Nah! Never, ever!
But, I always seem to have a great deal of inertia when it comes to this task. I then look for distractions so that I can put off the reading and commenting and grading that much longer, even as the pressure builds within me that I am delaying it.
Following political discussions, or anything related to higher education, is, therefore, very, very appealing right now. In this essay, I read:
it was the G.I. Bill that really gave us the Mancini we love. Without its backing he would likely not have been able to afford to study at the Westlake School of Music.
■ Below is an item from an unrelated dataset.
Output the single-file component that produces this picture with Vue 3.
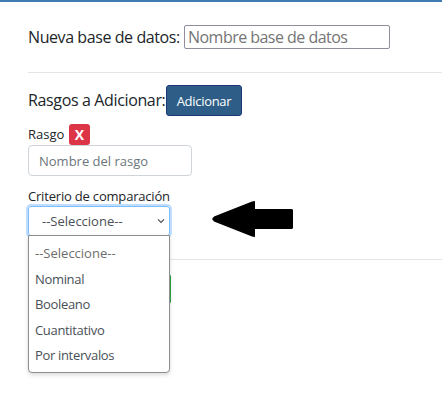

There he attended one-on-one theory and harmony classes with Alfred Sendry, a former classmate of Bartok, and orchestration with Mahler’s son-in-law, the romantic-turned-atonalist Ernst Krenek. Anyone who admires Mancini’s score for Stanley Donen’s Arabesque, with its thunderously unsettling chromatic bass riff and its double harmonic (Arabian) melody line that can never quite settle on either A minor or G minor, should be thankful for what he learned at Westlake—and doubly thankful that he wanted to share it with us. If Bernard Herrmann’s scores for Hitchcock served to introduce many people to the discordant ideas of late romanticism, Mancini’s functioned to popularize the yet harsher sounds of Viennese modernism. Even the lovely waltz-time theme he wrote for Donen’s Charade, which finds room for an astonishing diminished C sharp arpeggio in it’s A minor melody, can pain as much as it pleases.As I continued reading, in the background my mind was bothered that it could not remember the Charade tune.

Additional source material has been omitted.